The only explanation I can think of is Bush fully intends to use freed-up troops in Iraq to resist any Iranian counter-offensive to American missile strikes, commando squads, etc with the intent of diminishing Iran's nuclear capability. Over the past year or two, Seymour Hersh has documented the American domestic political and bureaucratic consolidation to support this effort quite well. Given the choice between having American troops still in Iraq on November 7, 2006 supporting Iraqi security forces, or launching punitive strikes on western Iranian assets before the election, I think Bush believes the Republicans would prefer the former.

Withdrawal is not an option. If it were, then any military option to Iran’s belligerence would be, by default, taken off the table.

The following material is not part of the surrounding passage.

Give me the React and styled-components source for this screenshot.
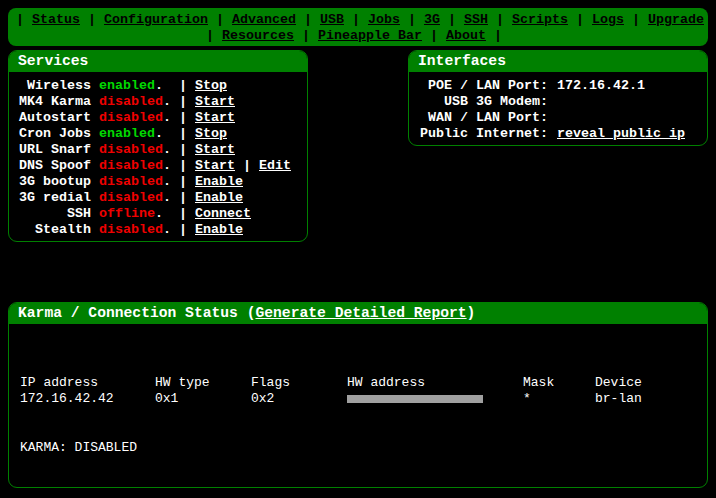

If Iran allows this to go that far, and I don't think Bush is partial to giving them the choice to back out, if the Iranians' counteroffensive to an American assault on their nuclear assets includes an attempt to further destabilize Iraq, I believe the Iranian clerics will be in for a rude awakening. Just how quick do you think the Sunni insurgency will last once their Iranian Shiite foes threaten Iraq? As the Sunnis find political participation increasingly possible, and much more palatable, the number of deadly feuds between the insurgents and the foreign jihadists rise dramatically. The Sunni insurgents don't want a destabilized Iraq, particularly if it comes from Shiite Iran.

And that would free up a lot of troops for a hop, skip and jump to the east. Ironically, an attack on Iran may be the best bet to neutralizing the Sunni insurgency.

I believe the Iranians' biggest miscalculation is in believing the international community, and the Middle East in particular, would not allow America to go that far and that the Russians or Chinese or Europeans could actually stop it.

Bush isn’t listening; just ask Hersh. While the Iranians try to force a game of chess and has the pearl and ebony checkered board covered, the game is poker and they can’t scare up a pair of deuces.

Watch for repositioning troops to the east. Look for the first strike post-election.